Begin Data provided

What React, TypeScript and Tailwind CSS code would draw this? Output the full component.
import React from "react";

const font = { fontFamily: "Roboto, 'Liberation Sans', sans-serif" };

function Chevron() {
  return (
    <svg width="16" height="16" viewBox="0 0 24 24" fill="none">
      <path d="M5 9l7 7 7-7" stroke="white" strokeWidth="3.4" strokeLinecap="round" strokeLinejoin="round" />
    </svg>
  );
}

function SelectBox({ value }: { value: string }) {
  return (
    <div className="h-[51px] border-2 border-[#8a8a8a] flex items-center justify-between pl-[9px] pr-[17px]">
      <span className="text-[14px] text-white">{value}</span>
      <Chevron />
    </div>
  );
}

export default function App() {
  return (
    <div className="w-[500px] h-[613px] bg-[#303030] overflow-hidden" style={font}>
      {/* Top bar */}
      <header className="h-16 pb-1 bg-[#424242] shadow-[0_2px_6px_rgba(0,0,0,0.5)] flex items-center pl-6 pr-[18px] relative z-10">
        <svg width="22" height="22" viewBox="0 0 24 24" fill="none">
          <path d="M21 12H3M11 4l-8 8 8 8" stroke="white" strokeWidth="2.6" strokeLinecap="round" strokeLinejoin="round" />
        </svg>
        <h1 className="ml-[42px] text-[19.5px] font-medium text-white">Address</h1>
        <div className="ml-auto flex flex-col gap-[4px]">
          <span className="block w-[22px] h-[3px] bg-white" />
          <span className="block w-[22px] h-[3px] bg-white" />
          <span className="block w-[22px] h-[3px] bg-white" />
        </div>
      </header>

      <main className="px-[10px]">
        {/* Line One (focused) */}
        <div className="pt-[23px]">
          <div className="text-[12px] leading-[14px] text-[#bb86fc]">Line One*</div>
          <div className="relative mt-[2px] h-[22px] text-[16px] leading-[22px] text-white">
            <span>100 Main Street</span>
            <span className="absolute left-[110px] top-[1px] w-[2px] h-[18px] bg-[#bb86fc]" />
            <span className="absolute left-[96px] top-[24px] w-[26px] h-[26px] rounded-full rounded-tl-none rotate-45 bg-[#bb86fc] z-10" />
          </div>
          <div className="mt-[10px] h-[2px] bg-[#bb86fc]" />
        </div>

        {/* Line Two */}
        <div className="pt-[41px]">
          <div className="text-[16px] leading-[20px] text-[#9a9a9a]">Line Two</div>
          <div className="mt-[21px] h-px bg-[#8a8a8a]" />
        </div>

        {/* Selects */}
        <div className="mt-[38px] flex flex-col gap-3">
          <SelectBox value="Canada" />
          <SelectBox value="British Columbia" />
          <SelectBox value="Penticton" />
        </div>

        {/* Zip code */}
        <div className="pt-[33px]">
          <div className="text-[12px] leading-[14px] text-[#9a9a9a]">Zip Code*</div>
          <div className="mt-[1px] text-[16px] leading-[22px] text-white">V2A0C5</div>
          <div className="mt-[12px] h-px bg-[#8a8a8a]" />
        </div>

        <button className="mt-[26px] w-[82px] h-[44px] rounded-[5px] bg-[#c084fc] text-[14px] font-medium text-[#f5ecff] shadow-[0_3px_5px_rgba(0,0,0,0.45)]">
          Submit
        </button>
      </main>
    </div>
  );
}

End Data provided

Aim - Copy all the lines, exactly.

Task output -
What React, TypeScript and Tailwind CSS code would draw this? Output the full component.
import React from "react";

const font = { fontFamily: "Roboto, 'Liberation Sans', sans-serif" };

function Chevron() {
  return (
    <svg width="16" height="16" viewBox="0 0 24 24" fill="none">
      <path d="M5 9l7 7 7-7" stroke="white" strokeWidth="3.4" strokeLinecap="round" strokeLinejoin="round" />
    </svg>
  );
}

function SelectBox({ value }: { value: string }) {
  return (
    <div className="h-[51px] border-2 border-[#8a8a8a] flex items-center justify-between pl-[9px] pr-[17px]">
      <span className="text-[14px] text-white">{value}</span>
      <Chevron />
    </div>
  );
}

export default function App() {
  return (
    <div className="w-[500px] h-[613px] bg-[#303030] overflow-hidden" style={font}>
      {/* Top bar */}
      <header className="h-16 pb-1 bg-[#424242] shadow-[0_2px_6px_rgba(0,0,0,0.5)] flex items-center pl-6 pr-[18px] relative z-10">
        <svg width="22" height="22" viewBox="0 0 24 24" fill="none">
          <path d="M21 12H3M11 4l-8 8 8 8" stroke="white" strokeWidth="2.6" strokeLinecap="round" strokeLinejoin="round" />
        </svg>
        <h1 className="ml-[42px] text-[19.5px] font-medium text-white">Address</h1>
        <div className="ml-auto flex flex-col gap-[4px]">
          <span className="block w-[22px] h-[3px] bg-white" />
          <span className="block w-[22px] h-[3px] bg-white" />
          <span className="block w-[22px] h-[3px] bg-white" />
        </div>
      </header>

      <main className="px-[10px]">
        {/* Line One (focused) */}
        <div className="pt-[23px]">
          <div className="text-[12px] leading-[14px] text-[#bb86fc]">Line One*</div>
          <div className="relative mt-[2px] h-[22px] text-[16px] leading-[22px] text-white">
            <span>100 Main Street</span>
            <span className="absolute left-[110px] top-[1px] w-[2px] h-[18px] bg-[#bb86fc]" />
            <span className="absolute left-[96px] top-[24px] w-[26px] h-[26px] rounded-full rounded-tl-none rotate-45 bg-[#bb86fc] z-10" />
          </div>
          <div className="mt-[10px] h-[2px] bg-[#bb86fc]" />
        </div>

        {/* Line Two */}
        <div className="pt-[41px]">
          <div className="text-[16px] leading-[20px] text-[#9a9a9a]">Line Two</div>
          <div className="mt-[21px] h-px bg-[#8a8a8a]" />
        </div>

        {/* Selects */}
        <div className="mt-[38px] flex flex-col gap-3">
          <SelectBox value="Canada" />
          <SelectBox value="British Columbia" />
          <SelectBox value="Penticton" />
        </div>

        {/* Zip code */}
        <div className="pt-[33px]">
          <div className="text-[12px] leading-[14px] text-[#9a9a9a]">Zip Code*</div>
          <div className="mt-[1px] text-[16px] leading-[22px] text-white">V2A0C5</div>
          <div className="mt-[12px] h-px bg-[#8a8a8a]" />
        </div>

        <button className="mt-[26px] w-[82px] h-[44px] rounded-[5px] bg-[#c084fc] text-[14px] font-medium text-[#f5ecff] shadow-[0_3px_5px_rgba(0,0,0,0.45)]">
          Submit
        </button>
      </main>
    </div>
  );
}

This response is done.